Rows from a dataset of pages and code
━━━━━━━━
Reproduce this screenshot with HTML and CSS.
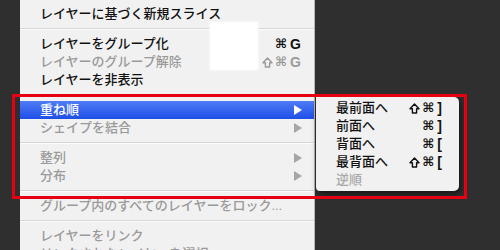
FILE: index.html
```html
<!DOCTYPE html>
<html lang="ja">
<head>
    <meta charset="UTF-8">
    <title>レイヤーメニュー</title>
    <link rel="stylesheet" href="styles.css">
</head>
<body>
    <div class="menu">
        <div class="item">レイヤーに基づく新規スライス</div>
        <div class="sep"></div>
        <div class="item">レイヤーをグループ化<span class="key"><span class="sym">⌘</span>G</span></div>
        <div class="item off">レイヤーのグループ解除<span class="key"><svg class="shift" viewBox="0 0 11 11"><path d="M5.5 1 L10 5.8 H7.6 V10 H3.4 V5.8 H1 Z"/></svg><span class="sym">⌘</span>G</span></div>
        <div class="item">レイヤーを非表示</div>
        <div class="sep"></div>
        <div class="item active">重ね順<span class="arrow"></span></div>
        <div class="item off">シェイプを結合<span class="arrow"></span></div>
        <div class="sep"></div>
        <div class="item off">整列<span class="arrow"></span></div>
        <div class="item off">分布<span class="arrow"></span></div>
        <div class="sep"></div>
        <div class="item off">グループ内のすべてのレイヤーをロック...</div>
        <div class="sep"></div>
        <div class="item off">レイヤーをリンク</div>
        <div class="item off">リンクされたレイヤーを選択</div>
    </div>

    <div class="glare"></div>

    <div class="submenu">
        <div class="item">最前面へ<span class="key"><svg class="shift" viewBox="0 0 11 11"><path d="M5.5 1 L10 5.8 H7.6 V10 H3.4 V5.8 H1 Z"/></svg><span class="sym">⌘</span>]</span></div>
        <div class="item">前面へ<span class="key"><span class="sym">⌘</span>]</span></div>
        <div class="item">背面へ<span class="key"><span class="sym">⌘</span>[</span></div>
        <div class="item">最背面へ<span class="key"><svg class="shift" viewBox="0 0 11 11"><path d="M5.5 1 L10 5.8 H7.6 V10 H3.4 V5.8 H1 Z"/></svg><span class="sym">⌘</span>[</span></div>
        <div class="item off">逆順</div>
    </div>

    <div class="mark"></div>
</body>
</html>
```

FILE: styles.css
```css
body {
    margin: 0;
    background-color: #2f2f2f;
    font-family: 'Liberation Sans', 'Noto Sans CJK JP', sans-serif;
    font-size: 13px;
    font-weight: 500;
    color: #111;
    height: 250px;
    overflow: hidden;
    position: relative;
}

.menu {
    margin-left: 20px;
    width: 295px;
    padding-top: 5px;
    background-color: #f1f1f1;
    border-right: 1px solid #b8b8b8;
    box-sizing: border-box;
}

.item {
    display: flex;
    justify-content: space-between;
    align-items: center;
    height: 18px;
    line-height: 18px;
    padding: 0 13px 0 20px;
    white-space: nowrap;
}

.item.off {
    color: #9a9a9a;
}

.item.active {
    background: linear-gradient(#4f7cf5, #1f4ee8);
    color: #fff;
}

.sep {
    height: 12px;
    position: relative;
}

.sep::before {
    content: '';
    position: absolute;
    left: 0;
    right: 0;
    top: 5px;
    height: 1px;
    background-color: #d6d6d6;
    border-bottom: 1px solid #fbfbfb;
}

.key {
    display: flex;
    align-items: center;
    gap: 1px;
    font-size: 14px;
    font-weight: bold;
}

.sym {
    font-family: 'DejaVu Sans', sans-serif;
    font-size: 13px;
    font-weight: bold;
    margin-right: 2px;
}

.shift {
    width: 11px;
    height: 11px;
    margin-right: 1px;
    fill: none;
    stroke: currentColor;
    stroke-width: 1.4;
    stroke-linejoin: round;
}

.arrow {
    width: 0;
    height: 0;
    margin-right: -1px;
    border-left: 8px solid #a6a6a6;
    border-top: 5px solid transparent;
    border-bottom: 5px solid transparent;
}

.active .arrow {
    border-left-color: #fff;
}

.submenu {
    position: absolute;
    left: 316px;
    top: 97px;
    width: 143px;
    padding: 2px 0;
    background-color: #f1f1f1;
    border-radius: 0 5px 5px 4px;
    box-shadow: 2px 3px 6px rgba(0, 0, 0, 0.55);
}

.submenu .item {
    padding: 0 17px 0 20px;
}

.submenu .item.off {
    color: #a9a9a9;
}

.glare {
    position: absolute;
    left: 210px;
    top: 22px;
    width: 48px;
    height: 48px;
    background-color: #fff;
    box-shadow: 0 0 3px #fff;
}

.mark {
    position: absolute;
    left: 12px;
    top: 94px;
    width: 455px;
    height: 105px;
    border: 3px solid #e60012;
    box-sizing: border-box;
}
```
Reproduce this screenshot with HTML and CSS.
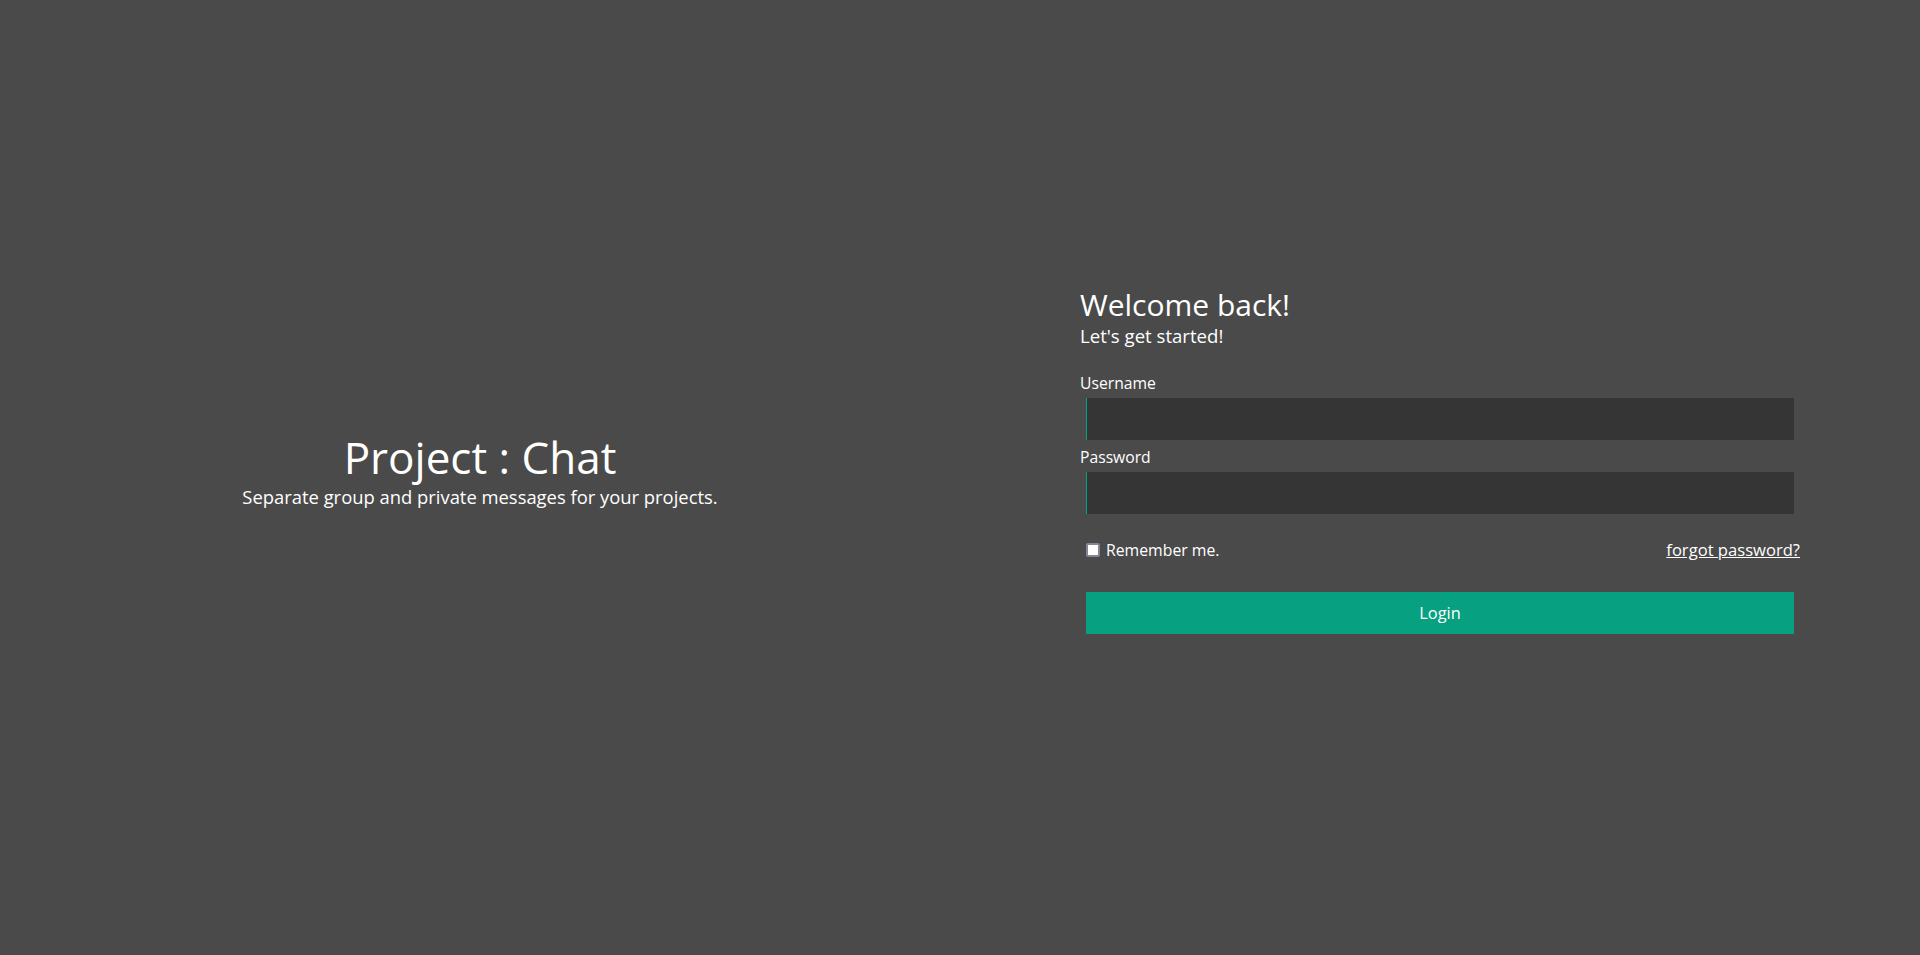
FILE: index.html
```html
<!DOCTYPE html>
<html lang="en">
<head>
<meta charset="utf-8">
<title>Project : Chat</title>
<link rel="stylesheet" href="styles.css">
</head>
<body>
<main class="page">
  <section class="intro">
    <h1 class="intro-title">Project : Chat</h1>
    <p class="intro-sub">Separate group and private messages for your projects.</p>
  </section>
  <section class="auth">
    <form class="login">
      <h2 class="login-title">Welcome back!</h2>
      <p class="login-sub">Let's get started!</p>
      <label class="field-label" for="username">Username</label>
      <input class="field-input" id="username" type="text">
      <label class="field-label" for="password">Password</label>
      <input class="field-input" id="password" type="password">
      <div class="options">
        <label class="remember"><input class="check" type="checkbox"><span>Remember me.</span></label>
        <a class="forgot" href="#">forgot password?</a>
      </div>
      <button class="login-btn" type="button">Login</button>
    </form>
  </section>
</main>
</body>
</html>
```
FILE: styles.css
```css
html, body {
  margin: 0;
  padding: 0;
}

body {
  background: #4a4a4a;
  color: #ffffff;
  font-family: "Open Sans", "Noto Sans", "Liberation Sans", sans-serif;
}

.page {
  display: grid;
  grid-template-columns: 1fr 1fr;
  align-items: center;
  height: 100vh;
  min-height: 955px;
}

.intro {
  text-align: center;
  padding-bottom: 15px;
}

.intro-title {
  margin: 0;
  font-size: 44px;
  font-weight: 400;
  line-height: 50px;
}

.intro-sub {
  margin: 3px 0 0;
  font-size: 18.4px;
  line-height: 24px;
}

.auth {
  padding: 0 120px;
}

.login {
  display: flex;
  flex-direction: column;
  padding-bottom: 35px;
}

.login-title {
  margin: 0;
  font-size: 30px;
  font-weight: 400;
  line-height: 36px;
}

.login-sub {
  margin: 1px 0 0;
  font-size: 18.6px;
  line-height: 24px;
}

.field-label {
  font-size: 15.7px;
  line-height: 20px;
  margin-top: 25px;
}

.field-label + .field-input {
  margin-top: 5px;
}

.field-input + .field-label {
  margin-top: 7px;
}

.field-input {
  box-sizing: border-box;
  height: 42px;
  margin: 0 6px;
  padding: 0 10px;
  background: #353535;
  border: none;
  border-left: 1px solid #07a080;
  color: #ffffff;
  font: inherit;
  font-size: 16px;
  outline: none;
}

.options {
  display: flex;
  justify-content: space-between;
  align-items: center;
  margin-top: 26px;
  padding-left: 6px;
  font-size: 15.8px;
  line-height: 20px;
}

.remember {
  display: flex;
  align-items: center;
  gap: 6px;
}

.check {
  appearance: none;
  -webkit-appearance: none;
  box-sizing: border-box;
  width: 14px;
  height: 14px;
  margin: 0;
  background: #ffffff;
  border: 2px solid #84849a;
  border-radius: 2px;
}

.forgot {
  color: #ffffff;
  font-size: 16.6px;
  text-decoration: underline;
}

.login-btn {
  box-sizing: border-box;
  height: 42px;
  margin: 32px 6px 0;
  background: #07a080;
  border: none;
  color: #ffffff;
  font: inherit;
  font-size: 16.4px;
  cursor: pointer;
}
```
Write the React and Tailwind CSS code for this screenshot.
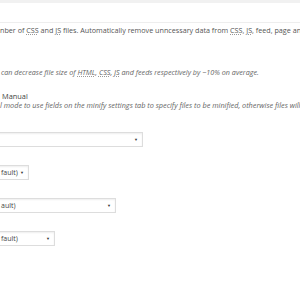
━━━━━━━━
Reproduce every record above exactly, omitting the pictures.

Reproduce this screenshot with HTML and CSS.
FILE: index.html
```html
<!DOCTYPE html>
<html lang="ja">
<head>
    <meta charset="UTF-8">
    <title>レイヤーメニュー</title>
    <link rel="stylesheet" href="styles.css">
</head>
<body>
    <div class="menu">
        <div class="item">レイヤーに基づく新規スライス</div>
        <div class="sep"></div>
        <div class="item">レイヤーをグループ化<span class="key"><span class="sym">⌘</span>G</span></div>
        <div class="item off">レイヤーのグループ解除<span class="key"><svg class="shift" viewBox="0 0 11 11"><path d="M5.5 1 L10 5.8 H7.6 V10 H3.4 V5.8 H1 Z"/></svg><span class="sym">⌘</span>G</span></div>
        <div class="item">レイヤーを非表示</div>
        <div class="sep"></div>
        <div class="item active">重ね順<span class="arrow"></span></div>
        <div class="item off">シェイプを結合<span class="arrow"></span></div>
        <div class="sep"></div>
        <div class="item off">整列<span class="arrow"></span></div>
        <div class="item off">分布<span class="arrow"></span></div>
        <div class="sep"></div>
        <div class="item off">グループ内のすべてのレイヤーをロック...</div>
        <div class="sep"></div>
        <div class="item off">レイヤーをリンク</div>
        <div class="item off">リンクされたレイヤーを選択</div>
    </div>

    <div class="glare"></div>

    <div class="submenu">
        <div class="item">最前面へ<span class="key"><svg class="shift" viewBox="0 0 11 11"><path d="M5.5 1 L10 5.8 H7.6 V10 H3.4 V5.8 H1 Z"/></svg><span class="sym">⌘</span>]</span></div>
        <div class="item">前面へ<span class="key"><span class="sym">⌘</span>]</span></div>
        <div class="item">背面へ<span class="key"><span class="sym">⌘</span>[</span></div>
        <div class="item">最背面へ<span class="key"><svg class="shift" viewBox="0 0 11 11"><path d="M5.5 1 L10 5.8 H7.6 V10 H3.4 V5.8 H1 Z"/></svg><span class="sym">⌘</span>[</span></div>
        <div class="item off">逆順</div>
    </div>

    <div class="mark"></div>
</body>
</html>
```

FILE: styles.css
```css
body {
    margin: 0;
    background-color: #2f2f2f;
    font-family: 'Liberation Sans', 'Noto Sans CJK JP', sans-serif;
    font-size: 13px;
    font-weight: 500;
    color: #111;
    height: 250px;
    overflow: hidden;
    position: relative;
}

.menu {
    margin-left: 20px;
    width: 295px;
    padding-top: 5px;
    background-color: #f1f1f1;
    border-right: 1px solid #b8b8b8;
    box-sizing: border-box;
}

.item {
    display: flex;
    justify-content: space-between;
    align-items: center;
    height: 18px;
    line-height: 18px;
    padding: 0 13px 0 20px;
    white-space: nowrap;
}

.item.off {
    color: #9a9a9a;
}

.item.active {
    background: linear-gradient(#4f7cf5, #1f4ee8);
    color: #fff;
}

.sep {
    height: 12px;
    position: relative;
}

.sep::before {
    content: '';
    position: absolute;
    left: 0;
    right: 0;
    top: 5px;
    height: 1px;
    background-color: #d6d6d6;
    border-bottom: 1px solid #fbfbfb;
}

.key {
    display: flex;
    align-items: center;
    gap: 1px;
    font-size: 14px;
    font-weight: bold;
}

.sym {
    font-family: 'DejaVu Sans', sans-serif;
    font-size: 13px;
    font-weight: bold;
    margin-right: 2px;
}

.shift {
    width: 11px;
    height: 11px;
    margin-right: 1px;
    fill: none;
    stroke: currentColor;
    stroke-width: 1.4;
    stroke-linejoin: round;
}

.arrow {
    width: 0;
    height: 0;
    margin-right: -1px;
    border-left: 8px solid #a6a6a6;
    border-top: 5px solid transparent;
    border-bottom: 5px solid transparent;
}

.active .arrow {
    border-left-color: #fff;
}

.submenu {
    position: absolute;
    left: 316px;
    top: 97px;
    width: 143px;
    padding: 2px 0;
    background-color: #f1f1f1;
    border-radius: 0 5px 5px 4px;
    box-shadow: 2px 3px 6px rgba(0, 0, 0, 0.55);
}

.submenu .item {
    padding: 0 17px 0 20px;
}

.submenu .item.off {
    color: #a9a9a9;
}

.glare {
    position: absolute;
    left: 210px;
    top: 22px;
    width: 48px;
    height: 48px;
    background-color: #fff;
    box-shadow: 0 0 3px #fff;
}

.mark {
    position: absolute;
    left: 12px;
    top: 94px;
    width: 455px;
    height: 105px;
    border: 3px solid #e60012;
    box-sizing: border-box;
}
```
Reproduce this screenshot with HTML and CSS.
FILE: index.html
```html
<!DOCTYPE html>
<html lang="en">
<head>
<meta charset="utf-8">
<title>Project : Chat</title>
<link rel="stylesheet" href="styles.css">
</head>
<body>
<main class="page">
  <section class="intro">
    <h1 class="intro-title">Project : Chat</h1>
    <p class="intro-sub">Separate group and private messages for your projects.</p>
  </section>
  <section class="auth">
    <form class="login">
      <h2 class="login-title">Welcome back!</h2>
      <p class="login-sub">Let's get started!</p>
      <label class="field-label" for="username">Username</label>
      <input class="field-input" id="username" type="text">
      <label class="field-label" for="password">Password</label>
      <input class="field-input" id="password" type="password">
      <div class="options">
        <label class="remember"><input class="check" type="checkbox"><span>Remember me.</span></label>
        <a class="forgot" href="#">forgot password?</a>
      </div>
      <button class="login-btn" type="button">Login</button>
    </form>
  </section>
</main>
</body>
</html>
```
FILE: styles.css
```css
html, body {
  margin: 0;
  padding: 0;
}

body {
  background: #4a4a4a;
  color: #ffffff;
  font-family: "Open Sans", "Noto Sans", "Liberation Sans", sans-serif;
}

.page {
  display: grid;
  grid-template-columns: 1fr 1fr;
  align-items: center;
  height: 100vh;
  min-height: 955px;
}

.intro {
  text-align: center;
  padding-bottom: 15px;
}

.intro-title {
  margin: 0;
  font-size: 44px;
  font-weight: 400;
  line-height: 50px;
}

.intro-sub {
  margin: 3px 0 0;
  font-size: 18.4px;
  line-height: 24px;
}

.auth {
  padding: 0 120px;
}

.login {
  display: flex;
  flex-direction: column;
  padding-bottom: 35px;
}

.login-title {
  margin: 0;
  font-size: 30px;
  font-weight: 400;
  line-height: 36px;
}

.login-sub {
  margin: 1px 0 0;
  font-size: 18.6px;
  line-height: 24px;
}

.field-label {
  font-size: 15.7px;
  line-height: 20px;
  margin-top: 25px;
}

.field-label + .field-input {
  margin-top: 5px;
}

.field-input + .field-label {
  margin-top: 7px;
}

.field-input {
  box-sizing: border-box;
  height: 42px;
  margin: 0 6px;
  padding: 0 10px;
  background: #353535;
  border: none;
  border-left: 1px solid #07a080;
  color: #ffffff;
  font: inherit;
  font-size: 16px;
  outline: none;
}

.options {
  display: flex;
  justify-content: space-between;
  align-items: center;
  margin-top: 26px;
  padding-left: 6px;
  font-size: 15.8px;
  line-height: 20px;
}

.remember {
  display: flex;
  align-items: center;
  gap: 6px;
}

.check {
  appearance: none;
  -webkit-appearance: none;
  box-sizing: border-box;
  width: 14px;
  height: 14px;
  margin: 0;
  background: #ffffff;
  border: 2px solid #84849a;
  border-radius: 2px;
}

.forgot {
  color: #ffffff;
  font-size: 16.6px;
  text-decoration: underline;
}

.login-btn {
  box-sizing: border-box;
  height: 42px;
  margin: 32px 6px 0;
  background: #07a080;
  border: none;
  color: #ffffff;
  font: inherit;
  font-size: 16.4px;
  cursor: pointer;
}
```
Write the React and Tailwind CSS code for this screenshot.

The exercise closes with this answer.